I bought a used copy of Bushido Blade for the PSX and began replaying it tonight. It's still a fun and very interesting game from a mechanical standpoint, but what I hadn't remembered was its broad set of subfeatures and its unapologetic localization style.
There are a number of "flourish" features in the game that are just sort of strange, left-field ideas that could nevertheless make it to retail in the age when Bushido Blade was first released. For instance, while Bushido Blade is first and foremost a third-person swordfighting game, the developers also included a "POV Mode," which allows the player to control his avatar in a (near-useless) first-person perspective. It's novel-- hell, semi-experimental-- but in 1997 warranted its own main menu entry. Smaller touches include a black & white mode, which desaturates the screen entirely, much like the same feature found in Sam & Max Hit the Road. Presumably in Bushido Blade this is to emulate the feel of an old samurai movie-- a worthy aesthetic goal, and nice to see as a supported menu option as opposed to a hidden cheat code.

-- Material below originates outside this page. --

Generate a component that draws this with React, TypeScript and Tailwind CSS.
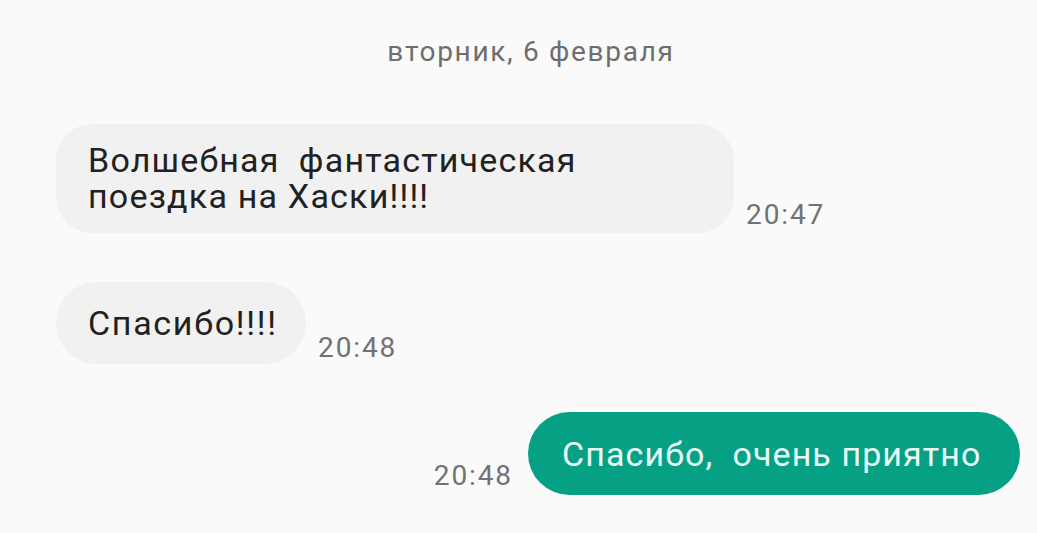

The localization of the game is striking for how little it tries to hide its Japanese origins on any level. Except for one opening narration, there is no English language track: Bushido Blade is a subtitled game, period. Unlike newer games with an equally Japanese premise, such as Sega's Yakuza, when you pick up Bushido Blade you're signed on for Japanese vocals with subtitles. Kanji also appears prominently throughout, on the character selection screen and elsewhere. Where many publishers attempt to Westernize Japanese games as heavily as possible to draw a mass market audience, Bushido Blade stands by its identity unabashedly.
Other great touches in the core game include the player character getting bandaged up in places they're struck non-fatally by a sword swing, resulting in most of my playthroughs ending with my character sporting a cool-looking bandage eyepatch. The game also offers the ability for the player to mix-and-match any character with any weapon. While many games would automatically pair the quick, weak character with the small, nimble weapon and so forth, Bushido Blade allows you to equip a rapier to the hulking brawler or a battle hammer to the waifish female fighter, to your own handicap (and amusement.) The internal matrix resulting from all those combinations of characters and weapons must have been incredibly complex from a production standpoint, but pays off in the player's feeling of agency and the inherent replayability of the game.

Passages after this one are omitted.